If Tesla collapsed tomorrow, I don't see that that'd make a huge difference to adoption of electric cars in the long-term. Arguably, Nissan collapsing would be worse. The Leaf is a much better model for widespread adoption than Tesla's stuff.
I was going to say GM's Bolt/Volt since it was one of those 'best cars of the year'. If that fails + is electric, thats a bad indicator for the future.

Tesla gets a pat on the back for trying to be new/different. The quality of Tesla is nothing like established companies. You cant even blame Tesla, they dont have data like a company thats been around for decades.

> I was going to say GM's Bolt/Volt since it was one of those 'best cars of the year'.

Barely available outside the US. There's the Opel Ampera, which is mostly a GM Volt, but it's weirdly expensive so no-one buys it. The Leaf is the world's best-selling electric car, for now (especially if you include its very close relatives like the Renault Zoe; I don't think that's precisely the same platform, but it's close).

GM doesn't get California credits for selling Bolts outside of California and the other states that follow the California standard.

Isn't the Leaf about to stop being the world's best-selling electric car?

It's possibly been replaced by the BAIC EC, at least for the first part of this year. That's unlikely to last, though; the Chinese market is too fragmented for that. The BAIC EC is also of very limited relevance worldwide.
>but it's weirdly expensive so no-one buys it.

But isnt that the same problem with the Tesla?

Is the Model 3 not already massivly outselling Leaf month by month? Can you show some date on that?
Hard to come by proper figures for the 2018 Leaf currently, but Nissan has said they're selling one every 10 minutes in Europe. That'd be a little over 4000 a month. They're presumably also selling some in Japan and the US (looks like 1-2000 in the US), so all in all they pretty much have to be outselling the Model 3.
It's also worth noting for Nissan those are people buying the car at a dealership (not preordered) and driving away with it presumably that day. A lot of Tesla's numbers are filling all the preorders of people who have been waiting months to a year. What will happen when they finally complete all those orders of people waiting? That isn't to say sales will stop but certainly there has to be some consideration there.
Model 3 US sales were 14,250 last month (July). That's what I was getting at when I asked you about the Leaf getting dethroned.

https://insideevs.com/monthly-plug-in-sales-scorecard/

The Bolt is cheap and quck compliance car.
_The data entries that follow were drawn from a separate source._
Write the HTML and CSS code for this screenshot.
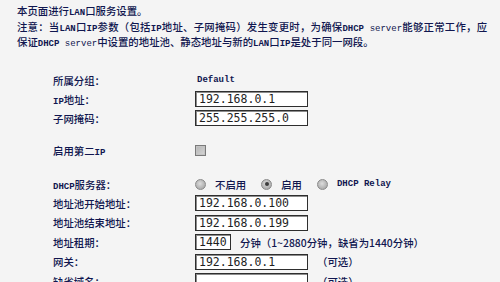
FILE: index.html
```html
<!DOCTYPE html>
<html>
<head>
<meta charset="utf-8">
<link rel="stylesheet" href="styles.css">
</head>
<body>
<div class="page">
  <p class="line">本页面进行<span class="en">LAN</span>口服务设置。</p>
  <p class="line just">注意：当<span class="en">LAN</span>口<span class="en">IP</span>参数（包括<span class="en">IP</span>地址、子网掩码）发生变更时，为确保<span class="en">DHCP</span><span class="en lt"> server</span>能够正常工作，应</p>
  <p class="line">保证<span class="en">DHCP</span><span class="en lt"> server</span>中设置的地址池、静态地址与新的<span class="en">LAN</span>口<span class="en">IP</span>是处于同一网段。</p>

  <div class="form">
    <div class="row"><span class="label">所属分组：</span><span class="en val">Default</span></div>
    <div class="row"><span class="label"><span class="en">IP</span>地址：</span><span class="box">192.168.0.1</span></div>
    <div class="row"><span class="label">子网掩码：</span><span class="box">255.255.255.0</span></div>
    <div class="row sec2"><span class="label">启用第二<span class="en">IP</span></span><span class="check"></span></div>
    <div class="row sec3"><span class="label"><span class="en">DHCP</span>服务器：</span>
      <span class="radios">
        <span class="radio"></span><span class="opt">不启用</span>
        <span class="radio on"></span><span class="opt">启用</span>
        <span class="radio"></span><span class="opt en">DHCP Relay</span>
      </span>
    </div>
    <div class="row wide"><span class="label">地址池开始地址：</span><span class="box">192.168.0.100</span></div>
    <div class="row wide"><span class="label">地址池结束地址：</span><span class="box">192.168.0.199</span></div>
    <div class="row wide"><span class="label">地址租期：</span><span class="box short">1440</span><span class="after">分钟（1~2880分钟，缺省为1440分钟）</span></div>
    <div class="row wide"><span class="label">网关：</span><span class="box">192.168.0.1</span><span class="after">（可选）</span></div>
    <div class="row wide"><span class="label">缺省域名：</span><span class="box"></span><span class="after">（可选）</span></div>
  </div>
</div>
</body>
</html>
```
FILE: styles.css
```css
html, body {
  margin: 0;
  padding: 0;
  background: #f4f4f4;
}
body {
  width: 500px;
  height: 282px;
  overflow: hidden;
  font-family: "Noto Sans CJK SC", sans-serif;
  font-size: 10.4px;
  font-weight: 500;
  color: #10164f;
}
.page {
  padding-top: 3px;
}
.line {
  margin: 0;
  padding-left: 17px;
  height: 15.5px;
  line-height: 15.5px;
  white-space: nowrap;
}
.just {
  width: 470px;
  white-space: normal;
  text-align: justify;
  text-align-last: justify;
}
.en {
  font-family: "Liberation Mono", monospace;
  font-size: 9px;
  font-weight: bold;
  line-height: 1;
}
.en.lt {
  font-weight: normal;
}
.form {
  margin-top: 22.5px;
  margin-left: 53px;
  display: flex;
  flex-direction: column;
}
.row {
  display: flex;
  align-items: center;
  height: 16px;
  margin-bottom: 3px;
}
.row.sec2 { margin-top: 13px; }
.row.sec3 { margin-top: 15px; }
.row.wide { margin-bottom: 3.5px; }
.label {
  width: 142px;
  flex: none;
  white-space: nowrap;
}
.val {
  padding-left: 2px;
}
.box {
  box-sizing: border-box;
  width: 113px;
  height: 16px;
  border: 1px solid #2e2e2e;
  box-shadow: inset 1px 1px 0 #8c8c8c;
  background: #fff;
  font-family: "DejaVu Sans Mono", monospace;
  font-size: 11.5px;
  font-weight: normal;
  line-height: 14px;
  padding-left: 3px;
  color: #1e1e1e;
  flex: none;
}
.box.short {
  width: 36px;
}
.after {
  margin-left: 9px;
  white-space: nowrap;
}
.check {
  box-sizing: border-box;
  width: 11px;
  height: 11px;
  border: 1px solid #7a7a7a;
  background: linear-gradient(135deg, #b4b4b4, #d6d6d6);
  box-shadow: inset 0 0 0 1px #c4c4c4;
}
.radios {
  display: flex;
  align-items: center;
}
.radio {
  box-sizing: border-box;
  width: 11px;
  height: 11px;
  border-radius: 50%;
  border: 1px solid #8a8a8a;
  background: radial-gradient(circle at 45% 40%, #dcdcdc 0, #b8b8b8 55%, #9c9c9c 100%);
  position: relative;
  flex: none;
}
.radio.on::after {
  content: "";
  position: absolute;
  left: 2.5px;
  top: 2.5px;
  width: 4px;
  height: 4px;
  border-radius: 50%;
  background: #3c3c3c;
}
.opt {
  margin-left: 9px;
  margin-right: 15px;
  white-space: nowrap;
}
```
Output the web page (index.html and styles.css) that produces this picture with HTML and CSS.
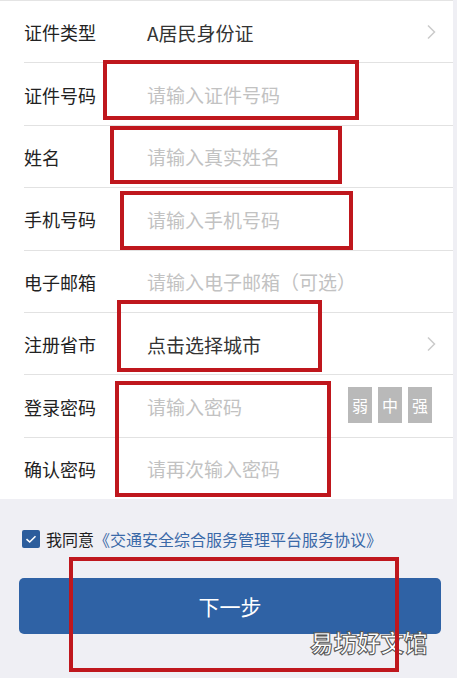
FILE: index.html
```html
<!DOCTYPE html>
<html lang="zh-CN">
<head>
<meta charset="utf-8">
<title>注册</title>
<link rel="stylesheet" href="styles.css">
</head>
<body>
<div class="page">
  <div class="form">
    <div class="row">
      <span class="label">证件类型</span>
      <span class="value">A居民身份证</span>
      <svg class="chev" viewBox="0 0 10 16" width="10" height="16"><path d="M2 1.5 L8.5 8 L2 14.5" fill="none" stroke="#cbcbcb" stroke-width="1.5"/></svg>
    </div>
    <div class="row">
      <span class="label">证件号码</span>
      <span class="value ph">请输入证件号码</span>
    </div>
    <div class="row">
      <span class="label">姓名</span>
      <span class="value ph">请输入真实姓名</span>
    </div>
    <div class="row">
      <span class="label">手机号码</span>
      <span class="value ph">请输入手机号码</span>
    </div>
    <div class="row">
      <span class="label">电子邮箱</span>
      <span class="value ph">请输入电子邮箱（可选）</span>
    </div>
    <div class="row">
      <span class="label">注册省市</span>
      <span class="value">点击选择城市</span>
      <svg class="chev" viewBox="0 0 10 16" width="10" height="16"><path d="M2 1.5 L8.5 8 L2 14.5" fill="none" stroke="#cbcbcb" stroke-width="1.5"/></svg>
    </div>
    <div class="row">
      <span class="label">登录密码</span>
      <span class="value ph">请输入密码</span>
      <div class="strength">
        <span class="lvl">弱</span>
        <span class="lvl">中</span>
        <span class="lvl">强</span>
      </div>
    </div>
    <div class="row last">
      <span class="label">确认密码</span>
      <span class="value ph">请再次输入密码</span>
    </div>
  </div>
  <div class="footer">
    <div class="agree">
      <span class="check"><svg viewBox="0 0 18 18" width="18" height="18"><path d="M4.5 9.2 L7.7 12 L13.5 6.3" fill="none" stroke="#fff" stroke-width="1.6"/></svg></span>
      <span class="agree-text">我同意</span>
      <span class="link">《交通安全综合服务管理平台服务协议》</span>
    </div>
    <button class="next">下一步</button>
    <div class="watermark">易坊好文馆</div>
  </div>

  <div class="mark m1"></div>
  <div class="mark m2"></div>
  <div class="mark m3"></div>
  <div class="mark m4"></div>
  <div class="mark m5"></div>
  <div class="mark m6"></div>
</div>
</body>
</html>
```

FILE: styles.css
```css
* { box-sizing: border-box; }
html, body {
  margin: 0;
  padding: 0;
}
body {
  background: #efeff4;
  font-family: "Noto Sans CJK SC", "Noto Sans", sans-serif;
}
.page {
  position: relative;
  width: 457px;
  height: 678px;
  overflow: hidden;
  background: #efeff4;
}
.form {
  background: #fff;
  border-top: 1px solid #e4e4e4;
  margin-right: 4px;
}
.row {
  display: flex;
  align-items: center;
  height: 62.4px;
  margin-left: 24px;
  padding-right: 21px;
  border-bottom: 1px solid #e2e2e2;
  padding-top: 1px;
}
.row.last {
  border-bottom: none;
  height: 61px;
}
.label {
  width: 123px;
  flex: none;
  font-size: 18px;
  color: #222;
  line-height: 1;
}
.value {
  flex: 1;
  font-size: 19px;
  color: #333;
  line-height: 1;
}
.value.ph {
  color: #c2c2c2;
}
.chev {
  flex: none;
  margin-right: -4px;
}
.strength {
  display: flex;
  gap: 6px;
  margin-right: 0;
  margin-top: -4px;
}
.lvl {
  width: 24px;
  height: 36px;
  background: #b9b9b9;
  color: #fff;
  font-size: 16px;
  display: flex;
  align-items: center;
  justify-content: center;
}
.footer {
  position: relative;
  height: 180px;
  padding-top: 31px;
}
.agree {
  display: flex;
  align-items: center;
  padding-left: 22px;
  height: 18px;
}
.check {
  width: 18px;
  height: 18px;
  background: #2c5d9c;
  border-radius: 2px;
  display: flex;
}
.agree-text {
  margin-left: 6px;
  font-size: 16px;
  color: #1e1e1e;
}
.link {
  margin-left: 0;
  font-size: 16px;
  color: #3a69a8;
}
.next {
  display: block;
  margin: 30px 16px 0 19px;
  width: 422px;
  height: 56px;
  border: none;
  border-radius: 5px;
  background: #2f62a5;
  color: #fff;
  font-family: "Noto Sans CJK SC", "Noto Sans", sans-serif;
  font-size: 21px;
  padding: 0;
}
.watermark {
  position: absolute;
  left: 310px;
  top: 132px;
  font-size: 23.5px;
  line-height: 1;
  color: #fff;
  font-weight: 700;
  -webkit-text-stroke: 1px #555;
  white-space: nowrap;
}
.mark {
  position: absolute;
  border: 4px solid #bf171d;
}
.m1 { left: 103px; top: 60px; width: 256px; height: 60px; }
.m2 { left: 110px; top: 126px; width: 232px; height: 58px; }
.m3 { left: 120px; top: 191px; width: 233px; height: 59px; }
.m4 { left: 117px; top: 300px; width: 205px; height: 72px; }
.m5 { left: 115px; top: 381px; width: 216px; height: 116px; }
.m6 { left: 69px; top: 557px; width: 330px; height: 115px; }
```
Its sales have alread dropped like a stone, the Model 3 is outselling it 12:1 and that will increase month over month.

Claiming Tesla quality is not as good as established players is wrong in most regards. Maybe GM built a better frame and maybe the fit and finish is a bit better but thats about it. In terms of battery, electronics, electrical, interial design, software integration, suspention, safty, surounding infrastructure and most other things Tesla is lightyears ahead of the Bolt.

Literllay every single Bolt produced loses about 7000$-10000$. It will not be produced in large not be produced in large numbers for many years at best.

The phrase "compliance car" is generally used to refer only to low-range, lower-priced cars sold only because California forced them to. The Bolt has a much longer range and is higher priced than GM's previous compliance cars.
Its a compliance car because the way the fuel efficiency regulation works requires companies to have a balance of cars. I'm not from the US so I don't really understand it.

The Bolt is probably better then other compliance cars because they can see the future as well. Also who would buy those even lower range cars now that there is more competition.

Careful speaking about things you are unfamiliar with.

This does more harm than good.

I think Tesla cars are the big reason for the halo effect that is taking hold of electric cars being luxury item muscle cars rather than the popular perception that cars like the Prius and Leaf are "wimpy" weak cars. Pickup trucks and SUVs are very popular in the US, and people are not going to easily switch to cars like the Leaf. Without Tesla I think the process is going to set back at least several years.

https://www.cnbc.com/2018/04/06/the-steadily-disappearing-am...

Saudis accelerating the world's transition to solar? That might not be in their best interests or they're extremely forward thinking.
They are trying to be very forward thinking.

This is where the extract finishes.